Sunday, February 21, 1999
Swing Time
George Stevens U.S., 1936

If Albert had a favorite musical, it was this one. David Robinson related this story in his Guardian, London, obituary: "At around 12 years old he went to the early afternoon performance of Swing Time at the local movie theatre and was so bewitched by Fred Astaire and Ginger Rogers that he sat on through show after show-until the management flashed a slide on the screen saying 'Albert Johnson, your mother is in the lobby'. 'And she was,' he remembered, 'ready armed with a hairbrush.'" For a 1966 tribute to Fred Astaire (in person!), Albert wrote: "Fred Astaire is America's greatest lyric hero, embodying that touch of Nebraska and polish of the Continent which has created a unique personality, finding a graceful source of expression in dance.
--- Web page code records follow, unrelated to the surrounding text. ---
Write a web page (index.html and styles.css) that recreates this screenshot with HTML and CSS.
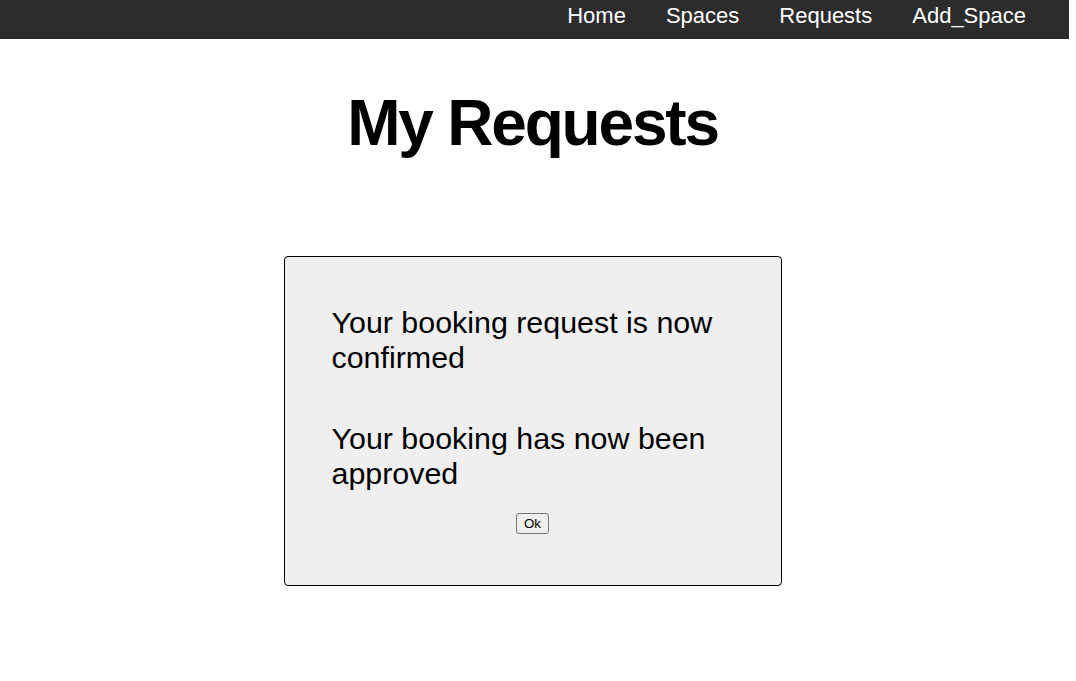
FILE: index.html
```html
<!DOCTYPE html>
<html lang="en">
<head>
<meta charset="utf-8">
<title>My Requests</title>
<link rel="stylesheet" href="styles.css">
</head>
<body>
<nav class="topnav">
  <a class="nav-link" href="#">Home</a>
  <a class="nav-link" href="#">Spaces</a>
  <a class="nav-link" href="#">Requests</a>
  <a class="nav-link" href="#">Add_Space</a>
</nav>
<main class="page">
  <h1 class="title">My Requests</h1>
  <section class="card">
    <p class="message">Your booking request is now confirmed</p>
    <p class="message second">Your booking has now been approved</p>
    <div class="actions"><button class="ok-btn" type="button">Ok</button></div>
  </section>
</main>
</body>
</html>
```
FILE: styles.css
```css
html, body {
  margin: 0;
  padding: 0;
  background: #ffffff;
}
body {
  font-family: "Liberation Sans", Arial, Helvetica, sans-serif;
  color: #000;
  width: 1069px;
}
.topnav {
  background: #2c2c2c;
  height: 39px;
  display: flex;
  justify-content: flex-end;
  align-items: center;
  padding-right: 23px;
}
.nav-link {
  color: #ffffff;
  text-decoration: none;
  font-size: 22px;
  padding: 0 20px;
  line-height: 32px;
  margin-bottom: 8px;
}
.page {
  width: 1065px;
  display: flex;
  flex-direction: column;
  align-items: center;
}
.title {
  font-size: 64px;
  letter-spacing: -2.2px;
  font-weight: bold;
  margin: 46px 0 0 0;
  line-height: 76px;
}
.card {
  box-sizing: border-box;
  width: 498px;
  margin-top: 95px;
  background: #efefef;
  border: 1px solid #000;
  border-radius: 4px;
  padding: 48px 47px 51px 47px;
}
.message {
  font-size: 30.4px;
  line-height: 35px;
  margin: 0;
}
.message.second {
  margin-top: 46px;
}
.actions {
  display: flex;
  justify-content: center;
  margin-top: 22px;
}
.ok-btn {
  font-family: "Liberation Sans", Arial, sans-serif;
  font-size: 13.33px;
  padding: 1px 7px;
  height: 21px;
  background: #efefef;
  border: 1px solid #767676;
  border-radius: 3px;
  color: #000;
}
```
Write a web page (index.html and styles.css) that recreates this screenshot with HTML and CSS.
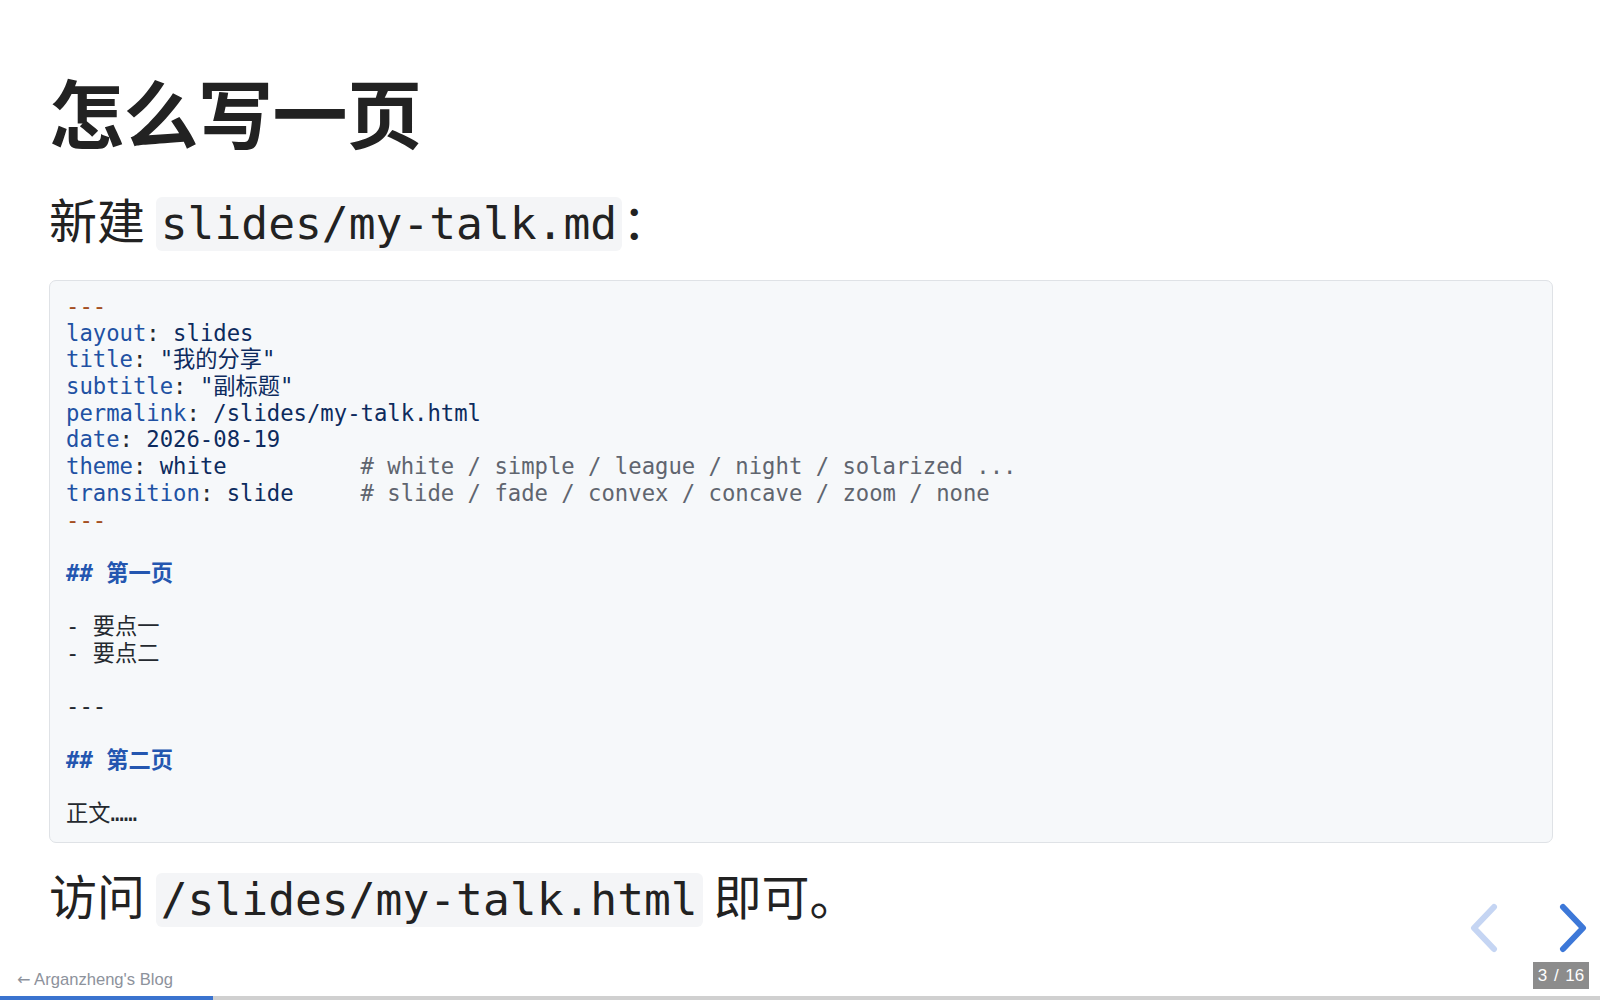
FILE: index.html
```html
<!DOCTYPE html>
<html lang="zh">
<head>
<meta charset="utf-8">
<title>怎么写一页</title>
<link rel="stylesheet" href="styles.css">
</head>
<body>
<main class="slide">
  <h1 class="title">怎么写一页</h1>
  <p class="text">新建 <code class="inline">slides/my-talk.md</code>：</p>
  <pre class="block"><span class="hr">---</span>
<span class="k">layout</span>: <span class="v">slides</span>
<span class="k">title</span>: <span class="v">"我的分享"</span>
<span class="k">subtitle</span>: <span class="v">"副标题"</span>
<span class="k">permalink</span>: <span class="v">/slides/my-talk.html</span>
<span class="k">date</span>: <span class="v">2026-08-19</span>
<span class="k">theme</span>: <span class="v">white</span>          <span class="c"># white / simple / league / night / solarized ...</span>
<span class="k">transition</span>: <span class="v">slide</span>     <span class="c"># slide / fade / convex / concave / zoom / none</span>
<span class="hr">---</span>

<span class="h">## 第一页</span>

- 要点一
- 要点二

---

<span class="h">## 第二页</span>

正文……</pre>
  <p class="text text-last">访问 <code class="inline">/slides/my-talk.html</code> 即可。</p>
</main>

<a class="back" href="#"><span class="back-arrow">←</span> Arganzheng's Blog</a>

<div class="controls">
  <svg class="arrow prev" width="36" height="50" viewBox="0 0 36 50"><path d="M28 4 L8 25 L28 46" fill="none" stroke="currentColor" stroke-width="6" stroke-linecap="round" stroke-linejoin="round"/></svg>
  <svg class="arrow next" width="36" height="50" viewBox="0 0 36 50"><path d="M8 4 L28 25 L8 46" fill="none" stroke="currentColor" stroke-width="6" stroke-linecap="round" stroke-linejoin="round"/></svg>
</div>

<div class="slide-number">3 / 16</div>

<div class="progress"><span class="progress-bar" style="width:213px"></span></div>
</body>
</html>
```

FILE: styles.css
```css
html, body {
  margin: 0;
  padding: 0;
  background: #ffffff;
  width: 1600px;
  height: 1000px;
  overflow: hidden;
}

body {
  font-family: "Noto Sans CJK SC", "Liberation Sans", sans-serif;
  color: #222222;
}

.slide {
  padding: 65px 47px 0 49px;
}

.title {
  margin: 0;
  font-size: 75px;
  line-height: 91px;
  font-weight: 700;
  color: #222222;
  letter-spacing: -0.5px;
}

.text {
  margin: 31px 0 0 0;
  font-size: 48px;
  line-height: 62px;
  color: #222222;
}

.inline {
  font-family: "DejaVu Sans Mono", monospace;
  font-size: 44.6px;
  background: #f4f5f7;
  border-radius: 6px;
  padding: 1px 5px;
  color: #222222;
}

.block {
  margin: 25px 0 0 0;
  padding: 12px 16px 15px 16px;
  background: #f6f8fa;
  border: 1px solid #dfe2e6;
  border-radius: 7px;
  font-family: "DejaVu Sans Mono", "Noto Sans CJK SC", monospace;
  font-size: 22.24px;
  line-height: 26.69px;
  color: #24292f;
  white-space: pre;
}

.text-last {
  margin-top: 20px;
}

.k { color: #2151a3; }
.v { color: #0d2b5e; }
.c { color: #60656f; }
.hr { color: #a4501f; }
.h { color: #2456b0; font-weight: 700; }

.back {
  position: absolute;
  left: 17px;
  top: 969px;
  font-family: "Liberation Sans", Arial, sans-serif;
  font-size: 16.6px;
  line-height: 22px;
  color: #8d929c;
  text-decoration: none;
}

.back-arrow {
  font-family: "DejaVu Sans", sans-serif;
  font-size: 16px;
}

.controls {
  position: absolute;
  left: 1466px;
  top: 903px;
  display: flex;
  gap: 53px;
}

.arrow { display: block; }
.prev { color: #c5d5f3; }
.next { color: #3d78d8; }

.slide-number {
  position: absolute;
  left: 1533px;
  top: 962px;
  width: 56px;
  height: 27px;
  background: #8c8c8c;
  color: #ffffff;
  font-family: "Liberation Sans", Arial, sans-serif;
  font-size: 17px;
  line-height: 27px;
  text-align: center;
  white-space: pre;
  word-spacing: 2px;
}

.progress {
  position: absolute;
  left: 0;
  bottom: 0;
  width: 1600px;
  height: 4px;
  background: #d0d0d0;
}

.progress-bar {
  display: block;
  height: 4px;
  background: #3a73cf;
}
```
One is able to observe, through a number of dance sequences, the extent of his marvelous inventiveness, quicksilver energy, and universality. It is in his wildly abandoned solos that we glimpse, for a few delirious minutes, our alter egos, leaping in rhythmic joy."

• Produced by Pandro S. Berman. Written by Howard Lindsay, Allan Scott, based on a story by Erwin Gelsey. Photographed by David Abel. Music by Jerome Kern. Lyrics by Dorothy Fields. Choreography by Hermes Pan. With Fred Astaire, Ginger Rogers, Victor Moore, Helen Broderick. (105 mins, B&W, 35mm, From Warner Bros.)